Diabetic Retinal Problems
Long term elevated blood glucose levels can lead to changes in the microscopic blood vessels called capillaries in the retina. In the above section we outline the type of problems that we can encounter in the cerntral part of the retina called the macula. Here we outline some of the problems that can arise from slow, gradual, accumulating damage to these capillaries in the rest of the retina.
Loss of capillaries in the retina can lead on to a oxygen imbalance which causes the retina to release chemical signals that encourage the regrowth of blood vessels. This would sound to be a perfect solution to the initial problem of declining capillaries but sadly this is not the case. The abnormal blood vessels that can grow in the more advanced stages of diabetic eye disease are not healthy blood vessels and can serve no useful purpose for the eye. This stage of diabetic retinopathy is called PROLIFERATIVE DIABETIC RETINOPATHY .
Left untreated proliferative diabetic retinopathy can lead to severe eyesight loss in a fairly short space of time.
One of the major reasons for sight loss to occur as a result of proliferative diabetic retinopathy is the strong tendency for the abnormal blood vessels to break and bleed easily.

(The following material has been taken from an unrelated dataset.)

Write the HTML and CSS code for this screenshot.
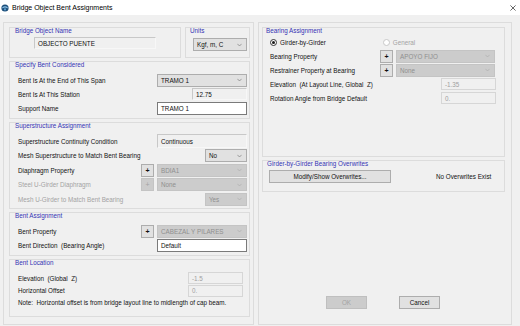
FILE: index.html
```html
<!DOCTYPE html>
<html lang="en">
<head>
    <meta charset="UTF-8">
    <title>Bridge Object Bent Assignments</title>
    <link rel="stylesheet" href="styles.css">
</head>
<body>
    <div class="titlebar">
        <svg class="app-icon" viewBox="0 0 8 8">
            <circle cx="4" cy="4" r="3.6" fill="#1d4f7a"/>
            <path d="M1.2 3.2 Q4 1.2 6.8 3.2 L6.4 4.4 Q4 2.8 1.6 4.4 Z" fill="#8fc3e8"/>
            <circle cx="4" cy="5.4" r="1.1" fill="#5fa0d0"/>
        </svg>
        <span class="title">Bridge Object Bent Assignments</span>
        <svg class="close" viewBox="0 0 7 7">
            <path d="M0.5 0.5 L6.5 6.5 M6.5 0.5 L0.5 6.5" stroke="#222" stroke-width="0.8"/>
        </svg>
    </div>

    <div class="dialog">
        <!-- coluna esquerda -->
        <div class="panel panel-left">
            <div class="top-row">
                <div class="group group-name">
                    <div class="group-title">Bridge Object Name</div>
                    <div class="readonly name-box">OBJECTO PUENTE</div>
                </div>
                <div class="group group-units">
                    <div class="group-title">Units</div>
                    <div class="combo units-combo"><span>Kgf, m, C</span><svg class="arrow" viewBox="0 0 6 4"><polyline points="0.5,0.6 3,3.2 5.5,0.6"/></svg></div>
                </div>
            </div>

            <div class="group group-span">
                <div class="group-title">Specify Bent Considered</div>
                <div class="row">
                    <span class="label">Bent Is At the End of This Span</span>
                    <div class="combo wide"><span>TRAMO 1</span><svg class="arrow" viewBox="0 0 6 4"><polyline points="0.5,0.6 3,3.2 5.5,0.6"/></svg></div>
                </div>
                <div class="row">
                    <span class="label">Bent Is At This Station</span>
                    <div class="readonly station">12.75</div>
                </div>
                <div class="row">
                    <span class="label">Support Name</span>
                    <div class="textbox wide">TRAMO 1</div>
                </div>
            </div>

            <div class="group group-super">
                <div class="group-title">Superstructure Assignment</div>
                <div class="row">
                    <span class="label">Superstructure Continuity Condition</span>
                    <div class="readonly wide tall">Continuous</div>
                </div>
                <div class="row">
                    <span class="label">Mesh Superstructure to Match Bent Bearing</span>
                    <div class="combo small"><span>No</span><svg class="arrow" viewBox="0 0 6 4"><polyline points="0.5,0.6 3,3.2 5.5,0.6"/></svg></div>
                </div>
                <div class="row">
                    <span class="label">Diaphragm Property</span>
                    <div class="plus">+</div>
                    <div class="combo wide disabled"><span>BDIA1</span><svg class="arrow" viewBox="0 0 6 4"><polyline points="0.5,0.6 3,3.2 5.5,0.6"/></svg></div>
                </div>
                <div class="row off">
                    <span class="label">Steel U-Girder Diaphragm</span>
                    <div class="plus disabled">+</div>
                    <div class="combo wide disabled"><span>None</span><svg class="arrow" viewBox="0 0 6 4"><polyline points="0.5,0.6 3,3.2 5.5,0.6"/></svg></div>
                </div>
                <div class="row off">
                    <span class="label">Mesh U-Girder to Match Bent Bearing</span>
                    <div class="combo small disabled"><span>Yes</span><svg class="arrow" viewBox="0 0 6 4"><polyline points="0.5,0.6 3,3.2 5.5,0.6"/></svg></div>
                </div>
            </div>

            <div class="group group-bent">
                <div class="group-title">Bent Assignment</div>
                <div class="row">
                    <span class="label">Bent Property</span>
                    <div class="plus">+</div>
                    <div class="combo wide disabled"><span>CABEZAL Y PILARES</span><svg class="arrow" viewBox="0 0 6 4"><polyline points="0.5,0.6 3,3.2 5.5,0.6"/></svg></div>
                </div>
                <div class="row">
                    <span class="label">Bent Direction&nbsp; (Bearing Angle)</span>
                    <div class="textbox wide">Default</div>
                </div>
            </div>

            <div class="group group-location">
                <div class="group-title">Bent Location</div>
                <div class="row short">
                    <span class="label">Elevation&nbsp; (Global&nbsp; Z)</span>
                    <div class="field-off loc-box">-1.5</div>
                </div>
                <div class="row short">
                    <span class="label">Horizontal Offset</span>
                    <div class="field-off loc-box">0.</div>
                </div>
                <div class="note">Note:&nbsp; Horizontal offset is from bridge layout line to midlength of cap beam.</div>
            </div>
        </div>

        <!-- coluna direita -->
        <div class="panel panel-right">
            <div class="group group-bearing">
                <div class="group-title">Bearing Assignment</div>
                <div class="radio-row">
                    <span class="radio checked"></span><span class="radio-text">Girder-by-Girder</span>
                    <span class="radio general"></span><span class="radio-text off">General</span>
                </div>
                <div class="row">
                    <span class="label">Bearing Property</span>
                    <div class="plus">+</div>
                    <div class="combo bearing-combo disabled"><span>APOYO FIJO</span><svg class="arrow" viewBox="0 0 6 4"><polyline points="0.5,0.6 3,3.2 5.5,0.6"/></svg></div>
                </div>
                <div class="row">
                    <span class="label">Restrainer Property at Bearing</span>
                    <div class="plus">+</div>
                    <div class="combo bearing-combo disabled"><span>None</span><svg class="arrow" viewBox="0 0 6 4"><polyline points="0.5,0.6 3,3.2 5.5,0.6"/></svg></div>
                </div>
                <div class="row">
                    <span class="label">Elevation&nbsp; (At Layout Line, Global&nbsp; Z)</span>
                    <div class="field-off bearing-box">-1.35</div>
                </div>
                <div class="row">
                    <span class="label">Rotation Angle from Bridge Default</span>
                    <div class="field-off bearing-box">0.</div>
                </div>
            </div>

            <div class="group group-overwrites">
                <div class="group-title">Girder-by-Girder Bearing Overwrites</div>
                <div class="overwrite-row">
                    <div class="button modify">Modify/Show Overwrites...</div>
                    <span class="status">No Overwrites Exist</span>
                </div>
            </div>

            <div class="actions">
                <div class="button disabled">OK</div>
                <div class="button">Cancel</div>
            </div>
        </div>
    </div>
</body>
</html>
```

FILE: styles.css
```css
body {
    margin: 0;
    width: 520px;
    height: 326px;
    overflow: hidden;
    background-color: #f0f0f0;
    font-family: 'Liberation Sans', Arial, sans-serif;
    font-size: 6.3px;
    color: #111;
}

/* Barra de título */
.titlebar {
    height: 15px;
    background-color: #ffffff;
    display: flex;
    align-items: center;
    padding-left: 1px;
}

.app-icon {
    width: 8px;
    height: 8px;
    margin-right: 3px;
}

.title {
    font-size: 7px;
    color: #000;
}

.close {
    width: 6px;
    height: 6px;
    margin-left: auto;
    margin-right: 4px;
}

/* Corpo do diálogo */
.dialog {
    display: flex;
    gap: 4px;
    padding: 7px 0 0 3px;
}

.panel {
    border: 1px solid #dcdcdc;
    box-sizing: border-box;
    height: 303px;
    display: flex;
    flex-direction: column;
}

.panel-left {
    width: 251px;
    padding: 4px 3px 0 5px;
    gap: 3px;
}

.panel-right {
    width: 254px;
    padding: 4px 6px 15px 3px;
    gap: 3px;
}

.top-row {
    display: flex;
    gap: 4px;
}

/* Grupos */
.group {
    border: 1px solid #dcdcdc;
    box-sizing: border-box;
    padding: 0 2px 0 8px;
}

.group-title {
    color: #3434b4;
    height: 8px;
    line-height: 8px;
    margin-left: -3px;
    margin-top: -1px;
}

.group-name { width: 172px; height: 31px; }
.group-units { width: 65px; height: 31px; padding-left: 3px; }
.group-span { height: 58px; }
.group-super { height: 87px; }
.group-bent { height: 44px; }
.group-location { height: 58px; }

.group-span .group-title { margin-bottom: 4px; }
.group-super .group-title { margin-bottom: 4px; }
.group-bent .group-title { margin-bottom: 4px; }
.group-location .group-title { margin-bottom: 5px; }

.group-units .group-title { margin-left: 1px; }

.row {
    display: flex;
    align-items: center;
    height: 14px;
}

.group-super .row { height: 14.5px; }

.row.short { height: 12.5px; }

.label {
    flex: 1;
    white-space: nowrap;
}

.row.off .label,
.radio-text.off {
    color: #a3a3a3;
}

/* Controles */
.combo,
.textbox,
.readonly,
.field-off {
    box-sizing: border-box;
    height: 13px;
    display: flex;
    align-items: center;
    padding-left: 3px;
    white-space: nowrap;
}

.combo {
    background-color: #e1e1e1;
    border: 1px solid #adadad;
    justify-content: space-between;
    padding-right: 4px;
}

.combo.disabled {
    background-color: #cccccc;
    border-color: #c4c4c4;
    color: #8f8f8f;
}

.arrow {
    width: 5px;
    height: 4px;
    fill: none;
    stroke: #6b6b6b;
    stroke-width: 0.7;
}

.combo.disabled .arrow {
    stroke: #a8a8a8;
}

.textbox {
    background-color: #ffffff;
    border: 1px solid #7a7a7a;
}

.readonly {
    background-color: #f0f0f0;
    border-top: 1px solid #c8c8c8;
    border-left: 1px solid #c8c8c8;
    border-bottom: 1px solid #f7f7f7;
    border-right: 1px solid #f7f7f7;
}

.field-off {
    background-color: #f0f0f0;
    border: 1px solid #d6d6d6;
    color: #a0a0a0;
    height: 12px;
}

.wide { width: 90px; }
.small { width: 42px; }
.tall { height: 14px; }
.station { width: 55px; height: 12px; }
.loc-box { width: 55px; margin-right: 4px; }

.name-box {
    width: 122px;
    height: 12px;
    margin: 2px 0 0 16px;
}

.units-combo {
    width: 54px;
    margin: 3px 0 0 4px;
}

.plus {
    box-sizing: border-box;
    width: 13px;
    height: 13px;
    margin-right: 3px;
    background-color: #e1e1e1;
    border: 1px solid #adadad;
    display: flex;
    align-items: center;
    justify-content: center;
    font-weight: bold;
    font-size: 7px;
}

.plus.disabled {
    background-color: #cccccc;
    border-color: #c4c4c4;
    color: #a3a3a3;
    font-weight: normal;
}

.note {
    margin-top: 2px;
}

/* Apoios */
.group-bearing {
    height: 130px;
    padding-left: 7px;
    padding-right: 9px;
}

.group-bearing .group-title { margin-left: -4px; }

.radio-row {
    display: flex;
    align-items: center;
    height: 12px;
    margin: 1px 0 1px 0;
}

.radio {
    box-sizing: border-box;
    width: 7px;
    height: 7px;
    border-radius: 50%;
    border: 1px solid #333;
    background-color: #fff;
    position: relative;
}

.radio.checked::after {
    content: '';
    position: absolute;
    left: 1px;
    top: 1px;
    width: 3px;
    height: 3px;
    border-radius: 50%;
    background-color: #1a1a1a;
}

.radio.general {
    margin-left: 57px;
    border-color: #c8c8c8;
}

.radio-text {
    margin-left: 3px;
}

.bearing-combo { width: 99px; }

.bearing-box {
    width: 55px;
    margin-right: -1px;
}

.group-overwrites {
    height: 32px;
    padding-left: 6px;
}

.group-overwrites .group-title { margin-left: -2px; }

.overwrite-row {
    display: flex;
    align-items: center;
    margin-top: 2px;
}

.status {
    margin-left: 45px;
}

.button {
    box-sizing: border-box;
    width: 41px;
    height: 13px;
    background-color: #e1e1e1;
    border: 1px solid #adadad;
    display: flex;
    align-items: center;
    justify-content: center;
}

.button.modify {
    width: 122px;
}

.button.disabled {
    background-color: #cccccc;
    border-color: #bfbfbf;
    color: #a3a3a3;
}

.actions {
    margin-top: auto;
    display: flex;
    gap: 32px;
    padding-left: 64px;
}
```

A break in an area of ‘new blood vessels’ leads to release of blood into the vitreous cavity of the eye. Blood released here is termed ‘vitreous haemorrhage’ and can lead to very poor sight within a matter of seconds. Often the vitreous haemorrhage will over several weeks and month slowly clear away but such episodes can lead to a scarring response on the inner surface of the retina. If the process of proliferative diabetic retinopathy is left to run its course, a patient may develop repeated episodes of vitreous haemorrhage and the resultant inner retinal scarring can lead to a RETINAL DETACHMENT. This development can the lead to potentially irreversible sight loss occuring.
Its clear from the description of the untreated eye that patients who have been identified as having ‘new blood vessels’ on their screening tests require an urgent evaluation so that treatment can be considered on an urgent basis.
At Bettersight we have treated many hundreds of patients with diabetic retinopathy and our experience of the potential impact that Argon laser photocoagulation (PRP) of the retina can have in modifying the terrible course of proliferative diabetic retinopathy is generally a positive one.
We also consider it important for the general practitioner or diabetic physician to be actively involved in helping to optimise diabetic control once this level of eye disease is found. We feel improving diabetic control – wherever possible – will likely yield significant additional advantages for the longer term outcomes for patients with severe diabetic retinopathy.